Collecting and labeling massive amounts of training data is no longer a mandatory prerequisite. Now, following the advent of pre-trained LLMs, these tasks can be done with increasing ease. That means many startups have rolled out AI features to tie into the prevailing market trend and seek a bump in valuation.

The best way to distinguish your startup is by demonstrating your credibility and handling technical diligence early on in the investment process.

You should be prepared to answer the following questions:

  • What AI expertise do your team members have across model development and deployment?
  • Can you describe your model architecture? If applicable, which pre-trained models are you using, and what techniques are you using to enhance the models?
  • What datasets are you using for training and fine-tuning? How are you growing these datasets? How are you approaching customer privacy?
  • How do you measure the performance or accuracy of your models? Do you have metrics or benchmarks to share? What’s the performance of the best available baseline?
  • How stringent are your accuracy requirements? For example, will your model add value to customers if it’s 80% accurate, or does it need to be 95%+ accurate?
  • What tasks can your model perform most accurately? What are your model’s limitations?

This last question is of paramount importance. By knowing where your models shine and where they don’t, you will demonstrate not only technical depth, but also integrity.

Get specific about your GTM formula

In a frothy market, you can raise capital to pad the balance sheet without necessarily having an expansion formula or a clear sense of how you’ll spend the money.

However, in today’s environment, assuming that you’re building an AI application (as opposed to conducting AI research), you’ll need to have compelling business metrics to demonstrate product-market fit along with a plan that charts out the growth path ahead.

First, make sure you know your metrics inside and out. That goes without saying. Data is a great way to “show” versus “tell” why your startup is a great investment. Pore over current SaaS benchmarks and evaluate how you stack up against them.

This will help you determine how competitive and investable your business is, as well as how challenging the fundraising process will be.

Once you have your metrics ready, it’s vital to have a clear plan as to how your investors’ capital will translate to responsible and efficient growth. What levers will you pull to develop new products, increase sales, or forge partnerships? The more specific you’re able to be about your go-to-market (GTM) formula, the more confidence you’ll build among potential investors.

In addition to the above, there are several other unique considerations imposed on AI startups. For instance, full-stack AI startups may be selling “work” in terms of labor displacement, optimization, and automation.

If you are automating work, be prepared to explain the economics in detail.
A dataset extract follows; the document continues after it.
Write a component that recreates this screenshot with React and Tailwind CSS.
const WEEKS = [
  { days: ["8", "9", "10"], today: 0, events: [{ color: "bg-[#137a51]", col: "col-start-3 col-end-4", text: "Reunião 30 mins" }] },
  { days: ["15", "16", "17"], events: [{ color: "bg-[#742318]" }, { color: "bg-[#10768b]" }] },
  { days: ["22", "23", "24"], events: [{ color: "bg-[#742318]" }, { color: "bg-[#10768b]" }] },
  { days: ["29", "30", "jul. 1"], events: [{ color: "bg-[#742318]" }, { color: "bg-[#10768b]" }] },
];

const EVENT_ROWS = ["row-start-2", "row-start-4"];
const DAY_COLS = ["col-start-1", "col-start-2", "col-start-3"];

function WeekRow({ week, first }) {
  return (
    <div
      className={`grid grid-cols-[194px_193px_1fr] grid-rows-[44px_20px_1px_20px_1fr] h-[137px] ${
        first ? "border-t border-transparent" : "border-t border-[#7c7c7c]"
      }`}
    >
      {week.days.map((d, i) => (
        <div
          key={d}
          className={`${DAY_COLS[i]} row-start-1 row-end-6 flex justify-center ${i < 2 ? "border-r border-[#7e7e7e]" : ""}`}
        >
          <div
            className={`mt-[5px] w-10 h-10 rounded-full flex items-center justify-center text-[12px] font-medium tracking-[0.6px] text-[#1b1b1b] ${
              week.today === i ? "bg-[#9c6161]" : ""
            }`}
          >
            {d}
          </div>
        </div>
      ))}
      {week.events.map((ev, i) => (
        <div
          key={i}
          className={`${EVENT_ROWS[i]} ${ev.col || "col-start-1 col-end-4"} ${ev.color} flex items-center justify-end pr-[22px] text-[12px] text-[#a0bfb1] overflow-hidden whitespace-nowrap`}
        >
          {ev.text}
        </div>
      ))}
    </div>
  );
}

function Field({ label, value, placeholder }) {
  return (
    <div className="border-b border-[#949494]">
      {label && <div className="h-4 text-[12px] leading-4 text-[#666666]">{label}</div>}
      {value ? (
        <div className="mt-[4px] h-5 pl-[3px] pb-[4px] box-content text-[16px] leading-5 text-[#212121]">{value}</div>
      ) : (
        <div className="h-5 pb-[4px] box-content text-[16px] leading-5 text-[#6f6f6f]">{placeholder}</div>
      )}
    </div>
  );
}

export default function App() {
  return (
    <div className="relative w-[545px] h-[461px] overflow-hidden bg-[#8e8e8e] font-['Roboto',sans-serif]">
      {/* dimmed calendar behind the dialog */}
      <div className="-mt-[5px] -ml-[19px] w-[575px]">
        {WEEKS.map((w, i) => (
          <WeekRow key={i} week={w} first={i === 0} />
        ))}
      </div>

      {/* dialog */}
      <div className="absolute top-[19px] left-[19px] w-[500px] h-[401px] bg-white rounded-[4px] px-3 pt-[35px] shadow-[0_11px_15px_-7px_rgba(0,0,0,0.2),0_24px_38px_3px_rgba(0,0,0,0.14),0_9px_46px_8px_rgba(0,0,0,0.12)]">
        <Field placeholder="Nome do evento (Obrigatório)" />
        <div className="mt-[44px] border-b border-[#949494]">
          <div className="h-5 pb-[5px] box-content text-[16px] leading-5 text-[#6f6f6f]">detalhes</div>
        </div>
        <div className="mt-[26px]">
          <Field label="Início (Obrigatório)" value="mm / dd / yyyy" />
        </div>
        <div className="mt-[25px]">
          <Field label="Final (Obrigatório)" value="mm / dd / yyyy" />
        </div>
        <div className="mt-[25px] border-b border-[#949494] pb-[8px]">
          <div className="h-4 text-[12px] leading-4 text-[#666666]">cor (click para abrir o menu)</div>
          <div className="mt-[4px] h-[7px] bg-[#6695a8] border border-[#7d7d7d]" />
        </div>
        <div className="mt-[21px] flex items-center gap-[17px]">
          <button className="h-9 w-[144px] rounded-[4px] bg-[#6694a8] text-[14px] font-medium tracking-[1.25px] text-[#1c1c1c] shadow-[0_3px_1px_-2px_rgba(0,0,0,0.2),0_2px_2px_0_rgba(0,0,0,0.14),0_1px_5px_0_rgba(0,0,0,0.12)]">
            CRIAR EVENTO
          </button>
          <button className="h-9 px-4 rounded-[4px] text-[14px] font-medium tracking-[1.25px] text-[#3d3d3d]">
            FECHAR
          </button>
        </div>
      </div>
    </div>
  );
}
Moreover, building and training AI models can be expensive; significant computational and labor resources are necessary for collecting training data, labeling data, deploying models, and more.
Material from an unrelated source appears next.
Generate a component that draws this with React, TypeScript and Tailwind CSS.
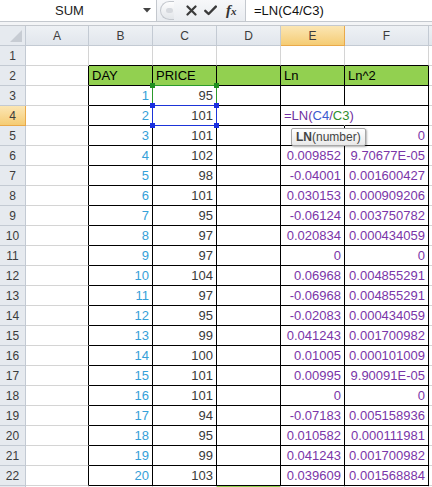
import React from "react";

type Row = [number, number, string, string];

// B, C, E, F values for rows 3..22
const rows: Row[] = [
  [1, 95, "", ""],
  [2, 101, "", ""],
  [3, 101, "", "0"],
  [4, 102, "0.009852", "9.70677E-05"],
  [5, 98, "-0.04001", "0.001600427"],
  [6, 101, "0.030153", "0.000909206"],
  [7, 95, "-0.06124", "0.003750782"],
  [8, 97, "0.020834", "0.000434059"],
  [9, 97, "0", "0"],
  [10, 104, "0.06968", "0.004855291"],
  [11, 97, "-0.06968", "0.004855291"],
  [12, 95, "-0.02083", "0.000434059"],
  [13, 99, "0.041243", "0.001700982"],
  [14, 100, "0.01005", "0.000101009"],
  [15, 101, "0.00995", "9.90091E-05"],
  [16, 101, "0", "0"],
  [17, 94, "-0.07183", "0.005158936"],
  [18, 95, "0.010582", "0.000111981"],
  [19, 99, "0.041243", "0.001700982"],
  [20, 103, "0.039609", "0.001568884"],
];

const COLS = ["A", "B", "C", "D", "E", "F", "G"];
const TABLE_COLS = ["B", "C", "D", "E", "F"];

const Formula = () => (
  <>
    <span className="text-[#7030a0]">=LN(</span>
    <span className="text-[#3b5bd0]">C4</span>
    <span className="text-[#7030a0]">/</span>
    <span className="text-[#2f8f2f]">C3</span>
    <span className="text-[#7030a0]">)</span>
  </>
);

function cellContent(r: number, c: string): React.ReactNode {
  if (r === 2) {
    const head: Record<string, string> = { B: "DAY", C: "PRICE", E: "Ln", F: "Ln^2" };
    return head[c] ? <span className="text-black">{head[c]}</span> : null;
  }
  if (r === 4 && c === "E") return <Formula />;
  if (r < 3 || r > 22) return null;
  const d = rows[r - 3];
  if (c === "B") return <span className="text-[#35a0d8]">{d[0]}</span>;
  if (c === "C") return <span className="text-[#3a3a3a]">{d[1]}</span>;
  if (c === "E") return <span className="text-[#7a35a8]">{d[2]}</span>;
  if (c === "F") return <span className="text-[#7a35a8]">{d[3]}</span>;
  return null;
}

function Cell({ r, c }: { r: number; c: string }) {
  const inTable = r >= 2 && r <= 22 && TABLE_COLS.includes(c);
  const editing = r === 4 && c === "E";
  let border = "border-r border-b border-[#d4d4d4]";
  if (editing) border = "border-r border-b border-r-transparent border-b-black";
  else if (inTable) border = "border-r border-b border-black";
  else if (c === "A" && r >= 2 && r <= 22) border = "border-r border-b border-r-black border-b-[#d4d4d4]";
  else if (r === 1 && TABLE_COLS.includes(c)) border = "border-r border-b border-r-[#d4d4d4] border-b-black";

  const green = (r === 2 && inTable) || (r === 23 && c === "D");
  const left = r === 2 || editing;

  return (
    <div
      className={`h-[20px] ${border} ${green ? "bg-[#92d050]" : "bg-white"} flex items-center px-[3px] text-[13px] leading-[19px] whitespace-nowrap ${
        left ? "justify-start" : "justify-end"
      } ${editing ? "relative z-10 overflow-visible" : ""}`}
    >
      {cellContent(r, c)}
    </div>
  );
}

function ColHeader({ c }: { c: string }) {
  const active = c === "E";
  return (
    <div
      className={`h-[20px] border-r border-b flex items-center justify-center text-[12px] text-[#3c3c3c] ${
        active
          ? "bg-gradient-to-b from-[#fbe6b4] to-[#f5cc73] border-[#e9a94a]"
          : "bg-gradient-to-b from-[#eef1f5] to-[#e1e6ec] border-[#c3cad3]"
      }`}
    >
      {c === "G" ? "" : c}
    </div>
  );
}

function RowHeader({ r }: { r: number }) {
  const active = r === 4;
  return (
    <div
      className={`h-[20px] border-r border-b flex items-center justify-center text-[12px] text-[#3c3c3c] ${
        active
          ? "bg-gradient-to-b from-[#fbe6b4] to-[#f5cc73] border-[#e9a94a]"
          : "bg-[#e6eaef] border-[#c3cad3]"
      }`}
    >
      {r <= 22 ? r : ""}
    </div>
  );
}

const Handle = ({ x, y, color }: { x: number; y: number; color: string }) => (
  <div className={`absolute w-[5px] h-[5px] ${color}`} style={{ left: x - 2, top: y - 2 }} />
);

export default function App() {
  const rowNums = Array.from({ length: 23 }, (_, i) => i + 1);
  return (
    <div className="relative w-[432px] h-[487px] overflow-hidden bg-white font-['Liberation_Sans',Arial,sans-serif]">
      {/* formula bar */}
      <div className="flex h-[22px] border-b border-[#c4c8ce] bg-gradient-to-b from-[#f7f8fa] to-[#e9ecf0]">
        <div className="w-[157px] bg-white border-r border-[#c4c8ce] flex items-center">
          <span className="flex-1 text-center text-[13px] text-[#222] pr-[4px]">SUM</span>
          <svg width="8" height="5" viewBox="0 0 8 5" className="mr-[5px]">
            <path d="M0 0 L8 0 L4 4.5 Z" fill="#444" />
          </svg>
        </div>
        <div className="w-[88px] flex items-center">
          <div className="ml-[3px] w-[14px] h-[19px] rounded-l-full border border-r-0 border-[#c3c7cd] bg-gradient-to-b from-[#fdfdfd] to-[#e3e6ea] flex items-center justify-end pr-[1px]">
            <div className="w-[7px] h-[5px] rounded-full bg-[#d6d9de]" />
          </div>
          <svg width="11" height="11" viewBox="0 0 11 11" className="ml-[12px]">
            <path d="M1.5 1.5 L9.5 9.5 M9.5 1.5 L1.5 9.5" stroke="#3a3a3a" strokeWidth="2.2" strokeLinecap="round" />
          </svg>
          <svg width="13" height="11" viewBox="0 0 13 11" className="ml-[7px]">
            <path d="M1.3 5.8 L4.6 9 L11.8 1.6" stroke="#3a3a3a" strokeWidth="2.4" fill="none" strokeLinejoin="round" strokeLinecap="round" />
          </svg>
          <span className="ml-[9px] font-['Liberation_Serif',serif] italic font-bold text-[15px] leading-none text-[#333]">
            f<span className="text-[11px]">x</span>
          </span>
        </div>
        <div className="flex-1 bg-white border-l border-[#c4c8ce] flex items-center pl-[8px] text-[13px] text-[#111]">
          =LN(C4/C3)
        </div>
      </div>
      <div className="h-[4px] bg-[#f3f4f6] border-b border-[#c4c8ce]" />

      {/* sheet grid */}
      <div className="grid grid-cols-[26px_63px_64px_64px_64px_64px_84px_1fr]">
        <div className="h-[20px] border-r border-b border-[#c3cad3] bg-[#e6eaef] flex items-end justify-end pr-[3px] pb-[3px]">
          <svg width="12" height="12" viewBox="0 0 12 12">
            <path d="M12 0 L12 12 L0 12 Z" fill="#c7ccd3" />
          </svg>
        </div>
        {COLS.map((c) => (
          <ColHeader key={c} c={c} />
        ))}
        {rowNums.map((r) => (
          <React.Fragment key={r}>
            <RowHeader r={r} />
            {COLS.map((c) => (
              <Cell key={c} r={r} c={c} />
            ))}
          </React.Fragment>
        ))}
      </div>

      {/* range reference boxes */}
      <div className="absolute left-[152px] top-[85px] w-[65px] h-[21px] border border-[#2c9a2c]" />
      <div className="absolute left-[152px] top-[105px] w-[65px] h-[21px] border border-[#1d34d6]" />
      <Handle x={152} y={85} color="bg-[#1f8f1f]" />
      <Handle x={216} y={85} color="bg-[#1f8f1f]" />
      <Handle x={152} y={105} color="bg-[#1a2fe0]" />
      <Handle x={216} y={105} color="bg-[#1a2fe0]" />
      <Handle x={152} y={125} color="bg-[#1a2fe0]" />
      <Handle x={216} y={125} color="bg-[#1a2fe0]" />

      {/* function tooltip */}
      <div className="absolute z-20 left-[291px] top-[128px] h-[18px] px-[4px] flex items-center rounded-[2px] border border-[#a7a7a7] bg-gradient-to-b from-[#ffffff] to-[#e9e9e9] shadow-[1px_1px_2px_rgba(0,0,0,0.3)] text-[12px] text-[#444] whitespace-nowrap">
        <span className="font-bold">LN</span>
        <span>(number)</span>
      </div>
    </div>
  );
}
Today’s venture market favors capital efficiency, so ensure you have a deep understanding of the cost structure and resources needed to scale, as well as the impacts that scaling will have on your startup’s gross margins.

It’s no secret that AI is the darling of the VC world right now, but the winds of change are swift, and there are already signs the AI funding boom time is slowing. Founders looking to raise a Series B in the coming months should focus on fundamentals. After all, hard work, not hype, is what generates customer value.